Alors que le verset 43 de la Sourate 4 d’origine médinoise interdit aux croyants d’approcher la salle de prière alors qu’ils seraient ivres, jusqu’à ce qu’ils comprennent ce qu’ils disent, la sourate 5, postérieure, stigmatise la consommation d’alcool et établit une interdiction absolue : « Ô les croyants ! Le vin, les jeux de hasard, les statues, les flèches de divination sont une abomination inventée par Satan. Écartez-vous-en afin que vous réussissiez. »
La prédication médinoise s’éloigne du message ontologique hautement spirituel de la Mecque pour diffuser un message ajusté aux circonstances et au faible niveau spirituel de ses auditeurs.
La sanction se veut adaptée à la rudesse des mœurs du peuple. Le temps de l’annonce des vérités éternelles et immuables semble révolu.

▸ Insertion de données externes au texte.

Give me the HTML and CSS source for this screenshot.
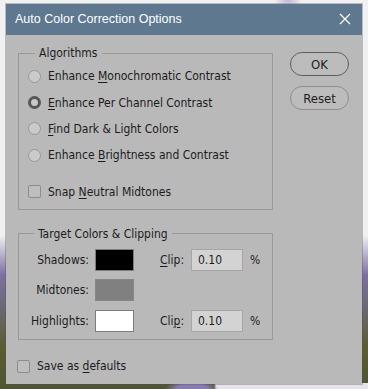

Le principe de réalité rattrape Mohammed qui désormais légifère, assure la conduite politique et militaire de la communauté médinoise.
L’affirmation « Nulle contrainte en religion » (Sourate 2 verset 256 ) se voit abrogée et remplacée par des versets guerriers comme le verset 39 de la sourate 8 :
« Et combattez-les jusqu’à ce qu’il ne subsiste plus d’association, et que la religion soit entièrement à Allah… » puis par la sourate 9, verset 29 qui dispose en ces termes :
« Combattez ceux qui ne croient ni en Allah ni au Jour dernier, qui n’interdisent pas ce qu’Allah et Son messager ont interdit et qui ne professent pas la religion de la vérité, parmi ceux qui ont reçu le Livre, jusqu’à ce qu’ils versent la capitation par leurs propres mains, après s’être humiliés ».
Pour autant, même si bon nombre de versets médinois peuvent apparaître comme vengeurs, incitant au combat et à la stigmatisation des tribus juives, ceux-ci ne poseraient pas de problèmes dogmatiques s’ils étaient interprétés comme le simple témoignage de l’œuvre politique et militaire accompli à Médine par Mahomet.
Ce qui crée une vraie difficulté, c’est l’affirmation du caractère éternellement signifiant de ces versets.
De surcroît, ces versets sont le plus souvent des versets abrogeant et non abrogés. Nous pensons qu’ici se situe un véritable nœud dogmatique.
Devant la présence de versets contradictoires, la tradition créa la théorie de l’abrogation, qui n’est autre que le principe de l’abrogation du verset le plus ancien par le verset le plus récent lorsque ces versets traitent différemment d’une question similaire, et ce, en accord avec le verset 106 de la sourate 2 qui dispose en ces termes :
«Si nous abrogeons un verset ou si nous le faisons passer à l’oubli, Nous en apportons un meilleur ou un semblable. Ne sais-tu pas qu’Allah est omnipotent ? »
En définitive, la partie médinoise du Coran contient certains versets univoques qui légitiment la violence et qui viennent souvent abroger les versets mecquois emprunts de tolérance.
Nul ne peut sérieusement contester que la vengeance, la décapitation, la ruse, la guerre, l’assassinat politique…font partie du répertoire coranique ainsi que du corpus des traditions (hadiths) dites « authentiques ».
Mahomet ne permit-il pas la décapitation d’au moins 600 hommes de la tribu juive des Banu Qurayza ?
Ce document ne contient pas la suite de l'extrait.